WRITTEN INSTRUCTION:
Find all lines in the listing that include the word "index", then copy them.

--- start DATA EXTRACT ---

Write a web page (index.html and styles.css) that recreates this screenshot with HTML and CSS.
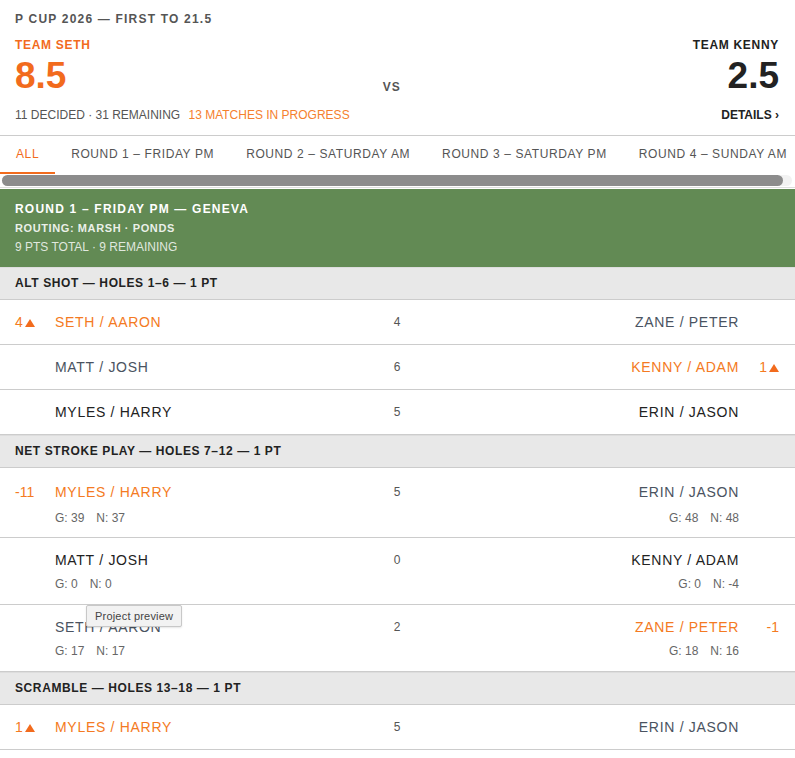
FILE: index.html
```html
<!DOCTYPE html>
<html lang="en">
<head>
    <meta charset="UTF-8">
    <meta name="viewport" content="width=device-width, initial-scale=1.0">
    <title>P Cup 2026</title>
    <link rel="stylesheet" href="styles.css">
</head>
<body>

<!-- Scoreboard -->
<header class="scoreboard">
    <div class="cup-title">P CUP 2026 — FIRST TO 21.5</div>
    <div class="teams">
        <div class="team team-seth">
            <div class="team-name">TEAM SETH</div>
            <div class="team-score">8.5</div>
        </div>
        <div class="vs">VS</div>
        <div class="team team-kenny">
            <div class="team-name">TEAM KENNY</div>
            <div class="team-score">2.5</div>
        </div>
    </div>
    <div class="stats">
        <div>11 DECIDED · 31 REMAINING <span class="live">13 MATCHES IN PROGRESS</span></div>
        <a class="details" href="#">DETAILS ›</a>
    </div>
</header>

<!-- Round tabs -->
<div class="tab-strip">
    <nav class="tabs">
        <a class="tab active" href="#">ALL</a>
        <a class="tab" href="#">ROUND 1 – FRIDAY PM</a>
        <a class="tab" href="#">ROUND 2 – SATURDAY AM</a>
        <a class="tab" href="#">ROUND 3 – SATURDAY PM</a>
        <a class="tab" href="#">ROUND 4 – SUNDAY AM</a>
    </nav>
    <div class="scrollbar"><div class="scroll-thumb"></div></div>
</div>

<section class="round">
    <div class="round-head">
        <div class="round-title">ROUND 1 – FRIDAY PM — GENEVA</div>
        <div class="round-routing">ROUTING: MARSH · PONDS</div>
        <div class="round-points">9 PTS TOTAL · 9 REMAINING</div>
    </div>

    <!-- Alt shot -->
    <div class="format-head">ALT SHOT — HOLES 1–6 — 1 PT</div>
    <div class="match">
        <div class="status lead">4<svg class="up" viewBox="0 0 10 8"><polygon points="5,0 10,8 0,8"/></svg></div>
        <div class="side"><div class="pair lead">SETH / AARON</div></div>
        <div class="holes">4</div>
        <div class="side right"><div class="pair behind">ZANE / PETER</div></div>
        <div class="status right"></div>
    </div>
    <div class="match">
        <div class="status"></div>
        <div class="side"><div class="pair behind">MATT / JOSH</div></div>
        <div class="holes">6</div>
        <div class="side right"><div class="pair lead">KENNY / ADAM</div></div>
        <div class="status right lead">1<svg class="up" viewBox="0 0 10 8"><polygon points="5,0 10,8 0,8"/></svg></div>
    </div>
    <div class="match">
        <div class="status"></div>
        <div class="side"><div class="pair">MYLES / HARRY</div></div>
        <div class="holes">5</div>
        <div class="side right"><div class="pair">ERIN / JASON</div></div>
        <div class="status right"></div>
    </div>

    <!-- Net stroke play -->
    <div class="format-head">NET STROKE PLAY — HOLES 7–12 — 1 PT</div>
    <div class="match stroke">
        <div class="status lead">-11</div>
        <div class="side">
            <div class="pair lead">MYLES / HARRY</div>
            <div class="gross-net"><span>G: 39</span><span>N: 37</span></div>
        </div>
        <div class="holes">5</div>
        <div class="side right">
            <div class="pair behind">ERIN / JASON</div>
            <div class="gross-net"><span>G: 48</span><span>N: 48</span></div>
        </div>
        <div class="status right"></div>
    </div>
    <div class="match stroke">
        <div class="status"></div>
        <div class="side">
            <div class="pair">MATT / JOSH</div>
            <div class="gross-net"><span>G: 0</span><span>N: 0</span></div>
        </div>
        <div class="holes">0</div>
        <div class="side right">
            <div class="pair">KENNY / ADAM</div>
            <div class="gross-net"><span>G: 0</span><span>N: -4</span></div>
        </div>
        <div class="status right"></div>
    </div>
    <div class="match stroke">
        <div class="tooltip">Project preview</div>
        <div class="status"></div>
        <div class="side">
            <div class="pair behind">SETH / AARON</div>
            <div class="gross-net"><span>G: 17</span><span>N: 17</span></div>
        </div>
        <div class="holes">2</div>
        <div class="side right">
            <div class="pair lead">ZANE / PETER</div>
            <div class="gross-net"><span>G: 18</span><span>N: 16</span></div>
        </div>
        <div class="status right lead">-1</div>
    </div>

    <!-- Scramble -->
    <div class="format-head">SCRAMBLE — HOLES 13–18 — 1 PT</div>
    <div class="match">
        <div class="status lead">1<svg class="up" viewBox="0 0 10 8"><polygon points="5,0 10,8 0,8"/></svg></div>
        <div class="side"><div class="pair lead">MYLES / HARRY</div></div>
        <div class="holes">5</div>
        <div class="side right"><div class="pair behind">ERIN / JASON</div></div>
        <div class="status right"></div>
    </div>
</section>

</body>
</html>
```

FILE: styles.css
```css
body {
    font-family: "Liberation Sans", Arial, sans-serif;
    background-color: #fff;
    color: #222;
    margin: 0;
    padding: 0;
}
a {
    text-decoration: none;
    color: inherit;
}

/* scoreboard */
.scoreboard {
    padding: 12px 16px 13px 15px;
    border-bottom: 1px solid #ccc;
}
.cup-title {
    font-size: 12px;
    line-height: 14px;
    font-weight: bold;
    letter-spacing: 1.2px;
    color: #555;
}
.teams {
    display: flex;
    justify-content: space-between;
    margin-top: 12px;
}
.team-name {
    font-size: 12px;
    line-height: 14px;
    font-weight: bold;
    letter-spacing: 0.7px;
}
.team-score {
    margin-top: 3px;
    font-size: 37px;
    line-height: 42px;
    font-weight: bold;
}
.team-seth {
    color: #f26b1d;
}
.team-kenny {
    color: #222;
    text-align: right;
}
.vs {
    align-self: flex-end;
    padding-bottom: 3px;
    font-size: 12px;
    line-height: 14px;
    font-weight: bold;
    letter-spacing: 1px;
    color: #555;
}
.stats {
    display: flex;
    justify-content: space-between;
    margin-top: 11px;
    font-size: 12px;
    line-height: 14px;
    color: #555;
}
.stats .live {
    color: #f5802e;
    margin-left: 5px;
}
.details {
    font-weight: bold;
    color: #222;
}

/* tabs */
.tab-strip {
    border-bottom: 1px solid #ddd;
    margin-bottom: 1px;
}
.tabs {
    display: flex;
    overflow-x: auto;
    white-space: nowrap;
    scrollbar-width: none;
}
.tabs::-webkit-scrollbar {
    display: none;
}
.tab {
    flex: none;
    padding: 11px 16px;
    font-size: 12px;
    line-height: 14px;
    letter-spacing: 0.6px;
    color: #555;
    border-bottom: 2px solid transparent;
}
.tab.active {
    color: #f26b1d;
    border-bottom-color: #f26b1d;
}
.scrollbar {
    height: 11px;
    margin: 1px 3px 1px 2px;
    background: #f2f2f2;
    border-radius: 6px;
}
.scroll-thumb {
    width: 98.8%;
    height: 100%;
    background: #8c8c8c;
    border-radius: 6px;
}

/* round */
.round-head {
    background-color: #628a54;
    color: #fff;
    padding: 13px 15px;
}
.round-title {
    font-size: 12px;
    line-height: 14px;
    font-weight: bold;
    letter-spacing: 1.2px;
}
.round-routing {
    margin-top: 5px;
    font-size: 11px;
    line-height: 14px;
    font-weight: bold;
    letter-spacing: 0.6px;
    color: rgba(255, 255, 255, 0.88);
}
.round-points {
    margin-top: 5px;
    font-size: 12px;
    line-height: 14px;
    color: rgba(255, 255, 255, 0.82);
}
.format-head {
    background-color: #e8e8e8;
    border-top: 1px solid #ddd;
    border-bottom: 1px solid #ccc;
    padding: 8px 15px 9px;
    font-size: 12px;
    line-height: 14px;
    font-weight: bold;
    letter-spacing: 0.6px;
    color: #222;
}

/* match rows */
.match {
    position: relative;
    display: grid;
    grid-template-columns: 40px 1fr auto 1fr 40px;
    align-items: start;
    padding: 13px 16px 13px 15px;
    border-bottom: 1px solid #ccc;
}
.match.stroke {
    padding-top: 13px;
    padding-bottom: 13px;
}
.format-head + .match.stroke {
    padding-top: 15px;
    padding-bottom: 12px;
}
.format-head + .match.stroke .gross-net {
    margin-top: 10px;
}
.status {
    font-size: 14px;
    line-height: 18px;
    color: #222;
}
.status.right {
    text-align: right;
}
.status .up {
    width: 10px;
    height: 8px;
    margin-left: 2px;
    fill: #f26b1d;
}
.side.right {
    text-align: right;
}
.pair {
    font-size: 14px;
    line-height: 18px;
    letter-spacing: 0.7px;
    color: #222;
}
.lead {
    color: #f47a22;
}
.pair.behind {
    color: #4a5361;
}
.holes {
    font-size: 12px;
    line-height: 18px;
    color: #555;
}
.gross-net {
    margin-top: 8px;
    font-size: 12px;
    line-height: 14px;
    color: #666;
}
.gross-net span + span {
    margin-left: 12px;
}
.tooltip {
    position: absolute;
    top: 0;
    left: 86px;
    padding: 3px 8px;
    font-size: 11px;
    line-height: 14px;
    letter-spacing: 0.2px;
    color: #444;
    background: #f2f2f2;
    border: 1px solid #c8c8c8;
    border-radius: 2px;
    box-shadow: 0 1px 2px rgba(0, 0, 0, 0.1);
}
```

--- end DATA EXTRACT ---

EXERCISE RESPONSE:
Write a web page (index.html and styles.css) that recreates this screenshot with HTML and CSS.
FILE: index.html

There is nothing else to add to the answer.